Dans la location touristique, la société Airbnb, de plus en plus contestée dans les grandes villes, s'est montrée très offensive à la campagne, laissant les Gîtes de France sur la touche. En 2019, l'Association des maires ruraux de France (AMRF) a ainsi décider de nouer un partenariat avec l'enseigne américaine dans le but affiché de "développer le potentiel touristique des petites communes de France". Trois ans plus tard, toujours en partenariat avec l'AMRF, Airbnb organise "très opportunément" un concours pour encourager les télétravailleurs à découvrir la "ruralité connectée". Depuis 2018, elle est présente au Salon de l'agriculture, pour dévoiler le palmarès des "dix communes rurales les plus accueillantes de France". Et depuis 2023, elle a son stand au Salon des maires…

Perte de "souveraineté narrative"

Airbnb, Burger King... Raphaël Llorca dénonce des "illusionnistes" qui se sont saisis de l'image du terroir pour mieux masquer leur modèle économique et pour "projeter des traits d’image qui leur sont favorables (une marque au service du développement économique des territoires, une marque intégrée à la nation française qui promeut les spécialités gastronomiques locales)". 

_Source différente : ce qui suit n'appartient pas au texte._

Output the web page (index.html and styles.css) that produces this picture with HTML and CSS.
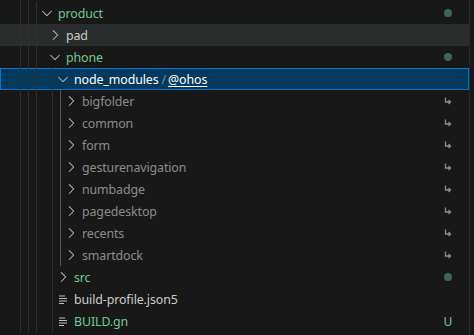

Avec l'essor des séries, le marketing territorial se joue désormais aussi sur les plateformes telles que Netflix qui, en 2024, a passé un partenariat avec Atout France au profit du "rayonnement culturel et touristique de la France". L'idée d'un "co-branding" ou d'un "partenariat public-privé gagnant-gagnant" ne résiste pas à l'examen de l'auteur : "Symboliquement, la hiérarchie est claire : la puissance publique est reléguée au rang d’entité avalisée", souligne-t-il, avant d'en venir à se poser cette question : "À qui appartient le pouvoir de raconter qui nous sommes, en tant que nation ?" Une question en forme de réponse qui, selon lui, soulève un problème de "souveraineté narrative". Les interrogations de l'essayiste semblent faire écho à la volonté du président de la République lors du lancement du plan d'investissement France 2030, le 12 octobre 2021, de "placer la France en tête de production de contenus culturels et créatifs". "Les séries, les films que nous regardons sur les plateformes comme Netflix, Amazon, Disney +, plus les jeux vidéo auxquels nos enfants sont confrontés forgent nos imaginaires, nos accès à l'information, mais aussi nos accès à des représentations, à des héros, une forme de nouvelle anthropologie collective", s'offusquait-il, appelant à reprendre la main. Et pourtant, lui-même annonçait récemment, dans un magazine américain vouloir, se "battre avec acharnement" pour que la série Emily in Paris, retransmise sur Netflix, reste dans la capitale. "Nous leur demanderons de rester à Paris ! Emily in Paris à Rome n’a aucun sens", déclarait-il, s'attirant les foudres du maire de Rome. 

Le problème pour Raphaël Llorca vient de ce que Netflix véhicule un "imaginaire national stéréotypé et tronqué", instaurant une "nouvelle hiérarchie des territoires" au profit de Paris et de quelques sites touristiques. Sur 70 lieux touristiques promus par la plateforme, 42 sont situés en Île-de-France contre un seul dans les Pays de la Loire. "Voilà adoubée par l’État une vision Netflix de la France qui n’est autre que le miroir du regard porté par l’Amérique sur ce pays du Vieux Continent."